::: Data section

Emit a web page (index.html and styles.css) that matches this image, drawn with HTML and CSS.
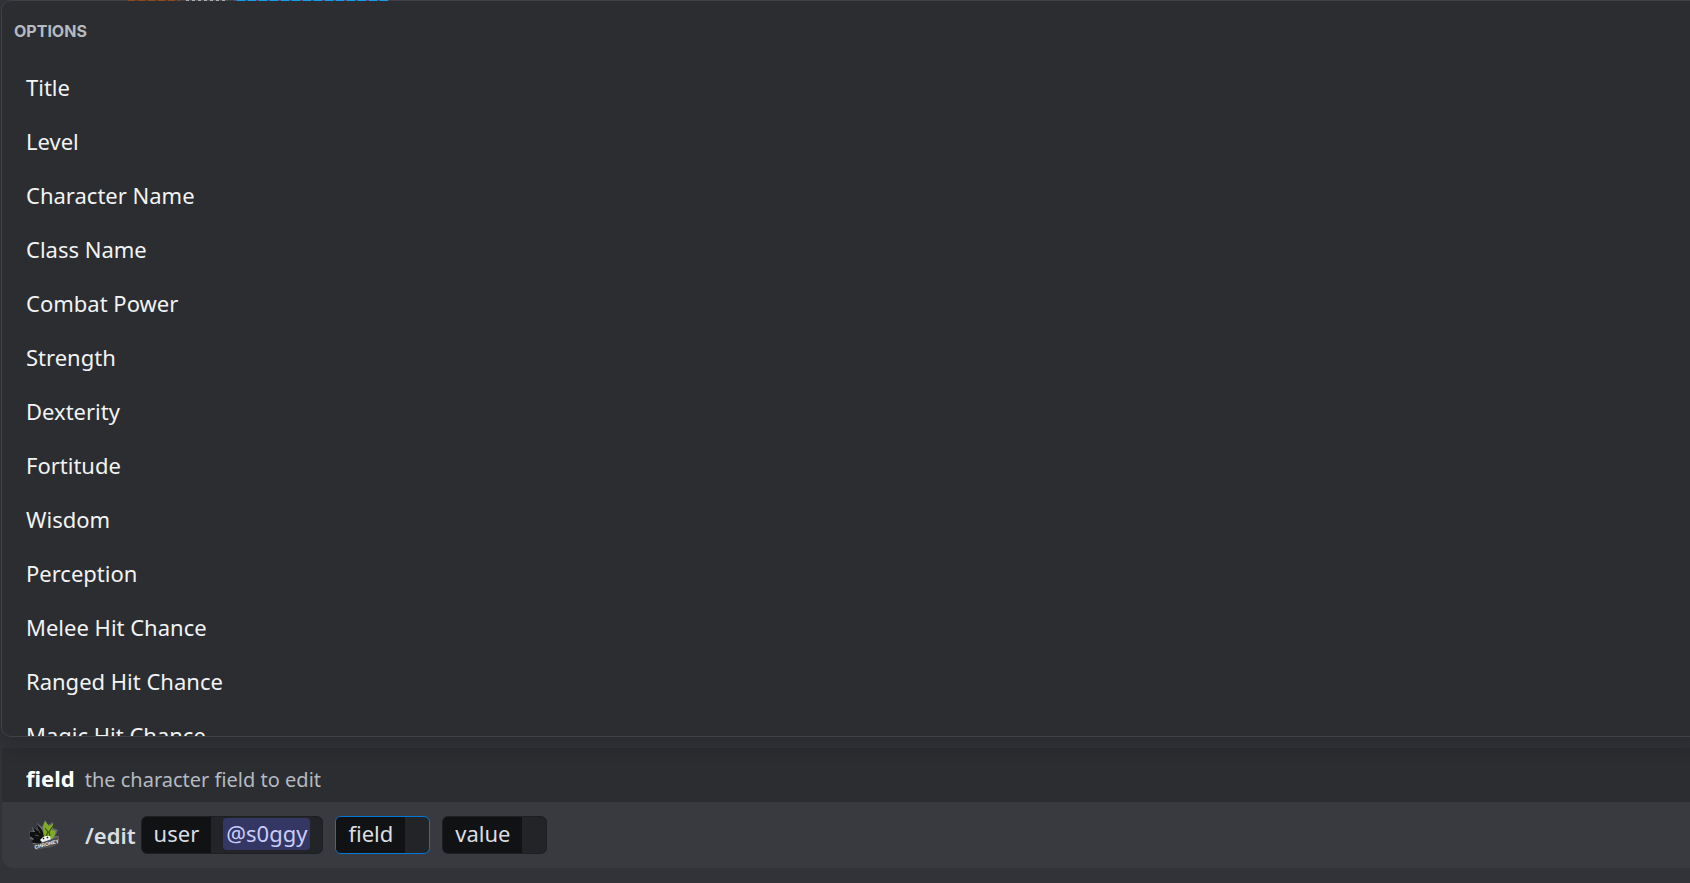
FILE: index.html
```
<!DOCTYPE html>
<html lang="en">
<head>
  <meta charset="UTF-8">
  <meta name="viewport" content="width=device-width, initial-scale=1.0">
  <title>Edit Command</title>
  <link rel="stylesheet" href="styles.css">
</head>
<body>

  <main class="chat">
    <!-- Last message, mostly covered by the options panel -->
    <div class="message">
      <span class="message-name"></span>
      <span class="message-used"></span>
      <span class="message-command"></span>
    </div>

    <section class="options">
      <h2 class="options-title">Options</h2>
      <div class="options-list">
        <button class="option" type="button">Title</button>
        <button class="option" type="button">Level</button>
        <button class="option" type="button">Character Name</button>
        <button class="option" type="button">Class Name</button>
        <button class="option" type="button">Combat Power</button>
        <button class="option" type="button">Strength</button>
        <button class="option" type="button">Dexterity</button>
        <button class="option" type="button">Fortitude</button>
        <button class="option" type="button">Wisdom</button>
        <button class="option" type="button">Perception</button>
        <button class="option" type="button">Melee Hit Chance</button>
        <button class="option" type="button">Ranged Hit Chance</button>
        <button class="option" type="button">Magic Hit Chance</button>
      </div>
    </section>

    <form class="composer">
      <div class="hint">
        <strong class="hint-name">field</strong>
        <span class="hint-text">the character field to edit</span>
      </div>

      <div class="command">
        <svg class="avatar" viewBox="0 0 32 32" aria-hidden="true">
          <path d="M1 13l4-1-1-4 5 2 0-6 5 4 3-7 3 5 5-3 0 6 5 2-3 6 4 0-1 8-7 3-7 1-8 2 2-5-6-1 3-3-6-3 4-2z" fill="#66686b"/>
          <path d="M2 13l5 0-2-5 5 4-1-7 5 6 2 5 0 5-4 4-5-1-4-1 3-3-4-3z" fill="#0e1011"/>
          <path d="M15 8l2-6 4 5 4-2-1 6 4 1-2 6-3 3-7-1z" fill="#7fab27"/>
          <path d="M17 9l3 4-2 4M25 7l-4 6 1 4" fill="none" stroke="#3a5110" stroke-width="1.2"/>
          <path d="M10 10l2 4M7 16l4 1" fill="none" stroke="#4c4f52"/>
          <path d="M12 21l3-3 3-1 4 0 1 4-8 3z" fill="#f1f1f2"/>
          <path d="M15 20l1-1M19 19l1-1" stroke="#17191a" stroke-width="1.5"/>
          <path d="M6 26l9-3 15-5-1 8-9 2-13 3z" fill="#4a4c4f"/>
          <text class="avatar-text" x="7" y="30" transform="rotate(-15 7 30)">CHRONEY</text>
        </svg>
        <span class="command-name">/edit</span>
        <div class="param">
          <span class="param-label">user</span>
          <span class="param-value"><a class="mention" href="#">@s0ggy</a></span>
        </div>
        <label class="param param-active">
          <span class="param-label">field</span>
          <input class="param-input" type="text" name="field">
        </label>
        <label class="param">
          <span class="param-label">value</span>
          <input class="param-input" type="text" name="value">
        </label>
      </div>
    </form>
  </main>

</body>
</html>
```
FILE: styles.css
```
* {
  box-sizing: border-box;
}
body {
  margin: 0;
  background-color: #313338;
  color: #f2f3f5;
  font-family: "Noto Sans", sans-serif;
  font-size: 22px;
  overflow: hidden;
}
button, input {
  font: inherit;
  color: inherit;
}
.chat {
  display: flex;
  flex-direction: column;
  height: 100vh;
  padding: 0 0 15px 2px;
}
.message {
  position: relative;
  z-index: 1;
  display: flex;
  gap: 6px;
  height: 1px;
  padding-left: 126px;
  margin-bottom: -1px;
}
.message-name {
  width: 52px;
  background: repeating-linear-gradient(90deg, #8a4a22 0 7px, #4a3c36 7px 10px);
}
.message-used {
  width: 42px;
  background: repeating-linear-gradient(90deg, #a9abaf 0 3px, #4b4d52 3px 6px);
}
.message-command {
  width: 154px;
  background: repeating-linear-gradient(90deg, #4e4f83 0 3px, #12a0ee 3px 11px);
}
.options {
  flex: 1;
  min-height: 0;
  margin: 0 -12px 11px -1px;
  border: 1px solid #3f4147;
  border-radius: 10px;
  background-color: #2b2d31;
  box-shadow: 0 8px 20px rgba(0, 0, 0, 0.2);
  overflow: hidden;
  position: relative;
}
.options-title {
  margin: 0;
  padding: 18px 12px 17px;
  color: #b5bac1;
  font-family: Inter, sans-serif;
  font-size: 16px;
  font-weight: 700;
  line-height: 24px;
  text-transform: uppercase;
}
.option {
  display: block;
  width: 100%;
  height: 54px;
  padding: 0 24px;
  border: none;
  background: none;
  text-align: left;
  cursor: pointer;
}
.option:hover {
  background-color: #35373c;
}
.hint {
  display: flex;
  align-items: baseline;
  gap: 10px;
  height: 54px;
  padding: 15px 24px 0;
  background-color: #2b2d31;
  line-height: 30px;
}
.hint-name {
  color: #fff;
  font-weight: 700;
}
.hint-text {
  color: #b5bac1;
  font-size: 20px;
}
.command {
  display: flex;
  align-items: center;
  height: 66px;
  padding: 0 26px;
  border-radius: 0 0 0 12px;
  background-color: #383a40;
  color: #dbdee1;
}
.avatar {
  width: 32px;
  height: 32px;
  margin-right: 25px;
}
.avatar-text {
  fill: #f1f1f2;
  font-family: "Liberation Sans", sans-serif;
  font-size: 5px;
  font-weight: 700;
}
.command-name {
  margin-right: 5px;
  font-weight: 600;
  line-height: 32px;
}
.param {
  display: flex;
  height: 38px;
  margin-right: 12px;
  border: 1px solid #1e1f22;
  border-radius: 6px;
  background-color: #232428;
  line-height: 32px;
  overflow: hidden;
}
.param-active {
  border-color: #0078d7;
}
.param-label {
  padding: 0 12px;
  background-color: #111214;
}
.param-value {
  padding: 1px 12px;
}
.mention {
  display: block;
  height: 32px;
  padding: 0 3px;
  border-radius: 4px;
  background-color: #343764;
  color: #c9cdfb;
  line-height: 30px;
  text-decoration: none;
}
.param-input {
  width: 24px;
  padding: 0;
  border: none;
  outline: none;
  background: none;
}
```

::::::

**Exercise brief**
Leave out the pictures and reproduce the rest of the listing exactly.

**Finished task**
Emit a web page (index.html and styles.css) that matches this image, drawn with HTML and CSS.
FILE: index.html
```
<!DOCTYPE html>
<html lang="en">
<head>
  <meta charset="UTF-8">
  <meta name="viewport" content="width=device-width, initial-scale=1.0">
  <title>Edit Command</title>
  <link rel="stylesheet" href="styles.css">
</head>
<body>

  <main class="chat">
    <!-- Last message, mostly covered by the options panel -->
    <div class="message">
      <span class="message-name"></span>
      <span class="message-used"></span>
      <span class="message-command"></span>
    </div>

    <section class="options">
      <h2 class="options-title">Options</h2>
      <div class="options-list">
        <button class="option" type="button">Title</button>
        <button class="option" type="button">Level</button>
        <button class="option" type="button">Character Name</button>
        <button class="option" type="button">Class Name</button>
        <button class="option" type="button">Combat Power</button>
        <button class="option" type="button">Strength</button>
        <button class="option" type="button">Dexterity</button>
        <button class="option" type="button">Fortitude</button>
        <button class="option" type="button">Wisdom</button>
        <button class="option" type="button">Perception</button>
        <button class="option" type="button">Melee Hit Chance</button>
        <button class="option" type="button">Ranged Hit Chance</button>
        <button class="option" type="button">Magic Hit Chance</button>
      </div>
    </section>

    <form class="composer">
      <div class="hint">
        <strong class="hint-name">field</strong>
        <span class="hint-text">the character field to edit</span>
      </div>

      <div class="command">
        <svg class="avatar" viewBox="0 0 32 32" aria-hidden="true">
          <path d="M1 13l4-1-1-4 5 2 0-6 5 4 3-7 3 5 5-3 0 6 5 2-3 6 4 0-1 8-7 3-7 1-8 2 2-5-6-1 3-3-6-3 4-2z" fill="#66686b"/>
          <path d="M2 13l5 0-2-5 5 4-1-7 5 6 2 5 0 5-4 4-5-1-4-1 3-3-4-3z" fill="#0e1011"/>
          <path d="M15 8l2-6 4 5 4-2-1 6 4 1-2 6-3 3-7-1z" fill="#7fab27"/>
          <path d="M17 9l3 4-2 4M25 7l-4 6 1 4" fill="none" stroke="#3a5110" stroke-width="1.2"/>
          <path d="M10 10l2 4M7 16l4 1" fill="none" stroke="#4c4f52"/>
          <path d="M12 21l3-3 3-1 4 0 1 4-8 3z" fill="#f1f1f2"/>
          <path d="M15 20l1-1M19 19l1-1" stroke="#17191a" stroke-width="1.5"/>
          <path d="M6 26l9-3 15-5-1 8-9 2-13 3z" fill="#4a4c4f"/>
          <text class="avatar-text" x="7" y="30" transform="rotate(-15 7 30)">CHRONEY</text>
        </svg>
        <span class="command-name">/edit</span>
        <div class="param">
          <span class="param-label">user</span>
          <span class="param-value"><a class="mention" href="#">@s0ggy</a></span>
        </div>
        <label class="param param-active">
          <span class="param-label">field</span>
          <input class="param-input" type="text" name="field">
        </label>
        <label class="param">
          <span class="param-label">value</span>
          <input class="param-input" type="text" name="value">
        </label>
      </div>
    </form>
  </main>

</body>
</html>
```
FILE: styles.css
```
* {
  box-sizing: border-box;
}
body {
  margin: 0;
  background-color: #313338;
  color: #f2f3f5;
  font-family: "Noto Sans", sans-serif;
  font-size: 22px;
  overflow: hidden;
}
button, input {
  font: inherit;
  color: inherit;
}
.chat {
  display: flex;
  flex-direction: column;
  height: 100vh;
  padding: 0 0 15px 2px;
}
.message {
  position: relative;
  z-index: 1;
  display: flex;
  gap: 6px;
  height: 1px;
  padding-left: 126px;
  margin-bottom: -1px;
}
.message-name {
  width: 52px;
  background: repeating-linear-gradient(90deg, #8a4a22 0 7px, #4a3c36 7px 10px);
}
.message-used {
  width: 42px;
  background: repeating-linear-gradient(90deg, #a9abaf 0 3px, #4b4d52 3px 6px);
}
.message-command {
  width: 154px;
  background: repeating-linear-gradient(90deg, #4e4f83 0 3px, #12a0ee 3px 11px);
}
.options {
  flex: 1;
  min-height: 0;
  margin: 0 -12px 11px -1px;
  border: 1px solid #3f4147;
  border-radius: 10px;
  background-color: #2b2d31;
  box-shadow: 0 8px 20px rgba(0, 0, 0, 0.2);
  overflow: hidden;
  position: relative;
}
.options-title {
  margin: 0;
  padding: 18px 12px 17px;
  color: #b5bac1;
  font-family: Inter, sans-serif;
  font-size: 16px;
  font-weight: 700;
  line-height: 24px;
  text-transform: uppercase;
}
.option {
  display: block;
  width: 100%;
  height: 54px;
  padding: 0 24px;
  border: none;
  background: none;
  text-align: left;
  cursor: pointer;
}
.option:hover {
  background-color: #35373c;
}
.hint {
  display: flex;
  align-items: baseline;
  gap: 10px;
  height: 54px;
  padding: 15px 24px 0;
  background-color: #2b2d31;
  line-height: 30px;
}
.hint-name {
  color: #fff;
  font-weight: 700;
}
.hint-text {
  color: #b5bac1;
  font-size: 20px;
}
.command {
  display: flex;
  align-items: center;
  height: 66px;
  padding: 0 26px;
  border-radius: 0 0 0 12px;
  background-color: #383a40;
  color: #dbdee1;
}
.avatar {
  width: 32px;
  height: 32px;
  margin-right: 25px;
}
.avatar-text {
  fill: #f1f1f2;
  font-family: "Liberation Sans", sans-serif;
  font-size: 5px;
  font-weight: 700;
}
.command-name {
  margin-right: 5px;
  font-weight: 600;
  line-height: 32px;
}
.param {
  display: flex;
  height: 38px;
  margin-right: 12px;
  border: 1px solid #1e1f22;
  border-radius: 6px;
  background-color: #232428;
  line-height: 32px;
  overflow: hidden;
}
.param-active {
  border-color: #0078d7;
}
.param-label {
  padding: 0 12px;
  background-color: #111214;
}
.param-value {
  padding: 1px 12px;
}
.mention {
  display: block;
  height: 32px;
  padding: 0 3px;
  border-radius: 4px;
  background-color: #343764;
  color: #c9cdfb;
  line-height: 30px;
  text-decoration: none;
}
.param-input {
  width: 24px;
  padding: 0;
  border: none;
  outline: none;
  background: none;
}
```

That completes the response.